Selon ses déclarations au fond du 13 novembre dont l'AFP a eu connaissance mercredi, M. Lagarde, mis en examen notamment pour escroquerie en bande organisée, estime que d'autres avaient bien plus d'intérêt que lui dans cette véritable "fake news".
Il a principalement ciblé son ancien chauffeur et homme à tout faire, Rudy Succar, un "pauvre gars" qui veut "se rendre intéressant" et "cherchait absolument à conserver son emploi" qu'il avait alors auprès de lui, et qui aurait donc orchestré la manigance.
L'affaire avait démarré juste après le second tour des élections législatives 2022, avec la publication par l'hebdomadaire de l'article signé par le journaliste Aziz Zemouri accusant indûment l'ex-Insoumise et son mari Alexis Corbière, qui avaient démenti, de cet emploi irrégulier.
Fait rarissime, l'article "faux" et "mensonger" avait été retiré le lendemain par l'hebdomadaire.
Le couple et M. Zemouri avaient porté plainte, et le parquet de Paris avait rapidement confié l'enquête à une juge d'instruction.
Début septembre 2022, M. Succar, M. Lagarde et Noam Anouar (de son vrai nom Noam Bouhadjela), ancien policier des renseignements, avaient été placés en garde à vue. Si le premier avait été mis en examen à l'époque, les deux autres l'ont été début octobre.
En garde à vue, M. Succar avait reconnu avoir "agi de sa propre initiative" mais pour "satisfaire son employeur, M. Lagarde", évoquant "une forme d'emprise psychologique".
Devant les juges d'instruction, il a ensuite indiqué avoir agi à l'orée des législatives sur demande pressante voire "obsessionnelle" de Jean-Christophe Lagarde, car celui-ci aurait voulu obtenir un élément compromettant contre Raquel Garrido.
Scoop
Pour Jean-Christophe Lagarde, ce sont des "mensonges les plus absolus et les plus absurdes".
Cette figure déchue du centre-droit assure que c'est son chauffeur qui est venu avec un tuyau sur cette femme de ménage et que lui, "dubitatif", l'aurait fait suivre à Noam Anouar afin qu'un journaliste "intéressé pour enquêter (...) vérifie" les informations.
Mais certainement pas, jure-t-il, pour torpiller la candidature concurrente de Mme Garrido, "une bonne nouvelle" pour lui "puisqu'elle était parachutée".
Mettre en place une telle "branquignolerie" aurait été forcément suicidaire, conteste-t-il encore: "Si j'avais été réélu, évidemment que le mensonge aurait éclaté et j'étais mort politiquement".
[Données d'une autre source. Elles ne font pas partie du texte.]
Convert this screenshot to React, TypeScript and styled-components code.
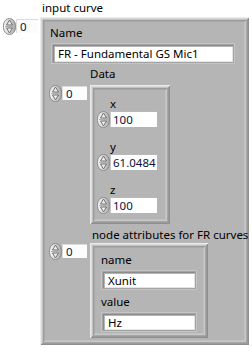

M. Lagarde s'en prend aussi à "monsieur (Aziz) Zemouri", considéré par la justice comme une victime dans ce dossier, ce que l'ex-maire de Drancy "ne croit pas": il visait le "scoop".
Noam Anouar, qui selon un rapport de la Brigade de répression de la délinquance (BRDP) de juin 2024 dont l'AFP a eu connaissance s'est présenté comme une simple courroie de transmission entre M. Lagarde et M. Zemouri, a lui aussi critiqué en garde à vue le journaliste, l'accusant de ne pas vérifier suffisamment ses informations.
La juge s'interroge au contraire sur l'intérêt qu'avait Noam Anouar de transmettre le tuyau percé de M. Lagarde, si ce n'est pour satisfaire son employeur, la mairie de Drancy, dirigée par Aude Lagarde, épouse de Jean-Christophe.
L'ex-maire de Drancy, condamné fin 2022 à deux ans d'inéligibilité pour avoir fourni un emploi fictif à sa belle-mère, le dédouane: "Cela a dû lui paraître normal de faire cesser un scandale" éventuel.
Pour l'avocat de M. Zemouri, Me David-Olivier Kaminski, l'enquête "établit deux faits graves: en premier lieu, la mise en œuvre d'un stratagème pour construire une fausse information afin qu'elle soit diffusée par un journaliste d'un grand média."
"En outre", ajoute ce conseil, "la volonté d'influencer" une élection locale.
Début décembre, Raquel Garrido avait indiqué sur X son espoir que la procédure "punisse cette manipulation immonde et cette grave atteinte à la démocratie".
Avocat de M. Lagarde, Gérard Zbili n'a pas répondu à l'AFP.